Among the records below, find each line that includes the string "screenshot" and copy it.

━━━━━━━━━━

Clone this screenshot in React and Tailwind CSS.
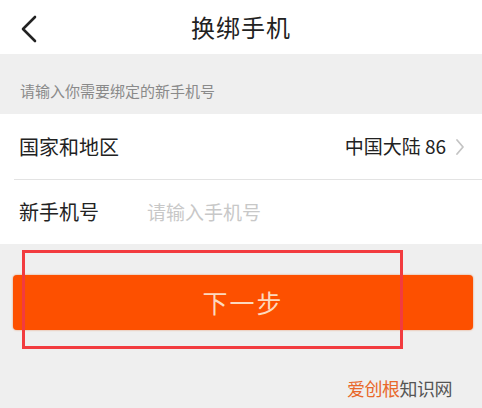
const font = { fontFamily: '"Noto Sans CJK SC", "Noto Sans", sans-serif' };

export default function App() {
  return (
    <div className="relative w-[482px] h-[408px] overflow-hidden bg-[#efefef]" style={font}>
      <header className="relative h-[54px] bg-white flex items-center justify-center">
        <svg className="absolute left-[20px] top-[14px]" width="18" height="30" viewBox="0 0 18 30" fill="none">
          <polyline points="15,3 3,15 15,27" stroke="#222" strokeWidth="2.6" strokeLinecap="round" strokeLinejoin="round" />
        </svg>
        <h1 className="text-[24px] leading-none text-[#222] tracking-[1px]">换绑手机</h1>
      </header>

      <div className="h-[60px] flex items-center pl-[20px] pt-[14px]">
        <span className="text-[15px] text-[#8a8a8a]">请输入你需要绑定的新手机号</span>
      </div>

      <section className="bg-white">
        <div className="h-[66px] flex items-center justify-between pl-[5px] pr-[17px] border-b border-[#e3e3e3] ml-[14px]">
          <span className="text-[20px] text-[#222]">国家和地区</span>
          <div className="flex items-center gap-[9px]">
            <span className="text-[19px] text-[#222]">中国大陆 86</span>
            <svg width="10" height="18" viewBox="0 0 10 18" fill="none">
              <polyline points="2,2 8,9 2,16" stroke="#c4c4c4" strokeWidth="1.8" strokeLinecap="round" strokeLinejoin="round" />
            </svg>
          </div>
        </div>
        <div className="h-[64px] flex items-center pl-[19px]">
          <span className="text-[20px] text-[#222] w-[128px]">新手机号</span>
          <span className="text-[19px] text-[#c8c8c8]">请输入手机号</span>
        </div>
      </section>

      <div className="px-[13px] pt-[31px] pr-[9px]">
        <button className="w-full h-[55px] rounded-[4px] bg-[#fd5000] text-[#fcd9bf] text-[25px] tracking-[2px] shadow-[0_0_2px_#e38a5a]">
          下一步
        </button>
      </div>

      <div className="absolute left-[22px] top-[250px] w-[381px] h-[99px] border-[3px] border-[#f23b3f]" />

      <div className="absolute left-[347px] top-[375px] text-[18px] tracking-[-0.5px]">
        <span className="text-[#e8682a]">爱创根</span>
        <span className="text-[#555]">知识网</span>
      </div>
    </div>
  );
}
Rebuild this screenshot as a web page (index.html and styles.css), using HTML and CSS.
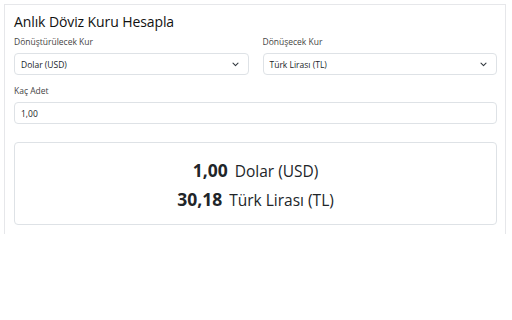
FILE: index.html
```html
<!DOCTYPE html>
<html lang="tr">
<head>
<meta charset="utf-8">
<title>Anlık Döviz Kuru Hesapla</title>
<link rel="stylesheet" href="styles.css">
</head>
<body>
<div class="frame">
  <h1 class="title">Anlık Döviz Kuru Hesapla</h1>
  <div class="row">
    <div class="field">
      <label class="label">Dönüştürülecek Kur</label>
      <div class="select"><span>Dolar (USD)</span>
        <svg class="chev" width="7" height="5" viewBox="0 0 7 5"><path d="M1 1.2 L3.5 3.6 L6 1.2" fill="none" stroke="#343a40" stroke-width="1.1" stroke-linecap="round" stroke-linejoin="round"/></svg>
      </div>
    </div>
    <div class="field">
      <label class="label">Dönüşecek Kur</label>
      <div class="select"><span>Türk Lirası (TL)</span>
        <svg class="chev" width="7" height="5" viewBox="0 0 7 5"><path d="M1 1.2 L3.5 3.6 L6 1.2" fill="none" stroke="#343a40" stroke-width="1.1" stroke-linecap="round" stroke-linejoin="round"/></svg>
      </div>
    </div>
  </div>
  <div class="field single">
    <label class="label">Kaç Adet</label>
    <div class="input">1,00</div>
  </div>
  <div class="result">
    <div class="line"><b>1,00</b> Dolar (USD)</div>
    <div class="line"><b>30,18</b> Türk Lirası (TL)</div>
  </div>
</div>
</body>
</html>
```
FILE: styles.css
```css
html, body { margin: 0; padding: 0; background: #fff; }
body { font-family: "Open Sans", "Noto Sans", sans-serif; color: #212529; }
.frame {
  margin: 4px 6px 0 4px;
  height: 230px;
  border: 1px solid #e6e7ea;
  border-bottom: none;
  padding: 6px 8px 0 9px;
  box-sizing: border-box;
}
.title { font-size: 14px; font-weight: 500; margin: 0 0 3px 0; line-height: 22px; letter-spacing: -0.1px; color: #111; }
.row { display: grid; grid-template-columns: 1fr 1fr; column-gap: 14px; }
.field { display: flex; flex-direction: column; }
.label { font-size: 8.5px; color: #444; line-height: 12px; margin-bottom: 5px; }
.select, .input {
  height: 22px; box-sizing: border-box; border: 1px solid #dee2e6; border-radius: 4px;
  font-size: 8.5px; display: flex; align-items: center; padding: 0 9px 0 6px; color: #212529;
}
.select { justify-content: space-between; }
.single { margin-top: 10px; }
.result {
  margin-top: 18px; height: 83px; box-sizing: border-box; border: 1px solid #dee2e6; border-radius: 4px;
  display: flex; flex-direction: column; justify-content: center; align-items: center; padding-top: 2px;
}
.line { font-size: 15.5px; line-height: 28px; }
.line b { font-size: 17.5px; font-weight: 700; margin-right: 3px; }
```
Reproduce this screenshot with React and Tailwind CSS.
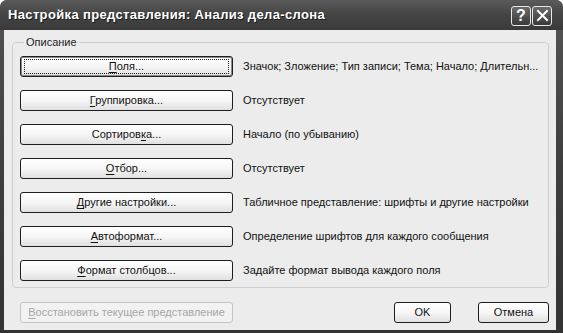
import React from 'react';

const rows = [
  { pre: '', key: 'П', post: 'оля...', desc: 'Значок; Зложение; Тип записи; Тема; Начало; Длительн...', isDefault: true },
  { pre: '', key: 'Г', post: 'руппировка...', desc: 'Отсутствует' },
  { pre: 'Сортиров', key: 'к', post: 'а...', desc: 'Начало (по убыванию)' },
  { pre: '', key: 'О', post: 'тбор...', desc: 'Отсутствует' },
  { pre: '', key: 'Д', post: 'ругие настройки...', desc: 'Табличное представление: шрифты и другие настройки' },
  { pre: '', key: 'А', post: 'втоформат...', desc: 'Определение шрифтов для каждого сообщения' },
  { pre: '', key: 'Ф', post: 'ормат столбцов...', desc: 'Задайте формат вывода каждого поля' },
];

const XpButton = ({ children, isDefault, disabled, className = '' }) => {
  if (disabled) {
    return (
      <div className={`h-[21px] flex items-center justify-center rounded-[3px] border border-[#c4c4c4] bg-[#f2f2f2] text-[#a6a6a6] ${className}`}>
        {children}
      </div>
    );
  }
  return (
    <div
      className={`h-[21px] flex items-center justify-center rounded-[3px] border border-[#1e1e1e] bg-gradient-to-b from-[#ffffff] via-[#f6f6f6] to-[#e0e0e0] text-[#111] ${isDefault ? 'shadow-[inset_0_0_0_1px_#8a8a8a]' : ''} ${className}`}
    >
      {isDefault ? (
        <div className="w-[calc(100%-6px)] h-[15px] border border-dotted border-[#222] flex items-center justify-center">
          {children}
        </div>
      ) : (
        children
      )}
    </div>
  );
};

const TitleButton = ({ children }) => (
  <div className="w-[20px] h-[20px] rounded-[3px] border border-[#e8e8e8] bg-gradient-to-b from-[#6a6a6a] to-[#3a3a3a] flex items-center justify-center">
    {children}
  </div>
);

export default function App() {
  return (
    <div
      className="w-[563px] h-[333px] flex flex-col bg-gradient-to-b from-[#555] via-[#3e3e3e] to-[#333] rounded-t-[7px] overflow-hidden"
      style={{ fontFamily: '"Liberation Sans", "DejaVu Sans", sans-serif' }}
    >
      {/* title bar */}
      <div className="h-[30px] shrink-0 flex items-center justify-between pl-[8px] pr-[11px] bg-gradient-to-b from-[#5a5a5a] via-[#444] to-[#3a3a3a]">
        <span className="text-white font-bold text-[13px] tracking-[0.35px] [text-shadow:1px_1px_0_#1a1a1a]">
          Настройка представления: Анализ дела-слона
        </span>
        <div className="flex gap-[1px] mt-[1px]">
          <TitleButton>
            <span className="text-white font-bold text-[16px] leading-none">?</span>
          </TitleButton>
          <TitleButton>
            <svg width="13" height="13" viewBox="0 0 13 13">
              <path d="M2 2 L11 11 M11 2 L2 11" stroke="#fff" strokeWidth="2" strokeLinecap="square" />
            </svg>
          </TitleButton>
        </div>
      </div>

      {/* body */}
      <div className="flex-1 ml-[4px] mr-[7px] mb-[3px] bg-[#ececec] flex flex-col pl-[8px] pr-[7px] pt-[5px] text-[11px] text-[#111]">
        <fieldset className="border border-[#cfcfcf] rounded-[4px] pl-[7px] pr-[6px] pb-[6px]">
          <legend className="ml-[4px] px-[2px] text-[#222] leading-[14px]">Описание</legend>
          <div className="flex flex-col gap-[13px] mt-[7px]">
            {rows.map((r, i) => (
              <div key={i} className="flex items-center gap-[10px]">
                <XpButton isDefault={r.isDefault} className="w-[213px] shrink-0">
                  <span>
                    {r.pre}
                    <span className="underline underline-offset-2">{r.key}</span>
                    {r.post}
                  </span>
                </XpButton>
                <span className="whitespace-nowrap">{r.desc}</span>
              </div>
            ))}
          </div>
        </fieldset>

        <div className="flex items-center mt-[14px]">
          <XpButton disabled className="w-[213px] ml-[8px]">
            <span>
              <span className="underline underline-offset-2">В</span>осстановить текущее представление
            </span>
          </XpButton>
          <div className="flex-1" />
          <XpButton className="w-[57px]">OK</XpButton>
          <XpButton className="w-[71px] ml-[27px]">Отмена</XpButton>
        </div>
      </div>
    </div>
  );
}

━━━━━━━━━━

_EXERCISE ANSWER_
Clone this screenshot in React and Tailwind CSS.
Rebuild this screenshot as a web page (index.html and styles.css), using HTML and CSS.
Reproduce this screenshot with React and Tailwind CSS.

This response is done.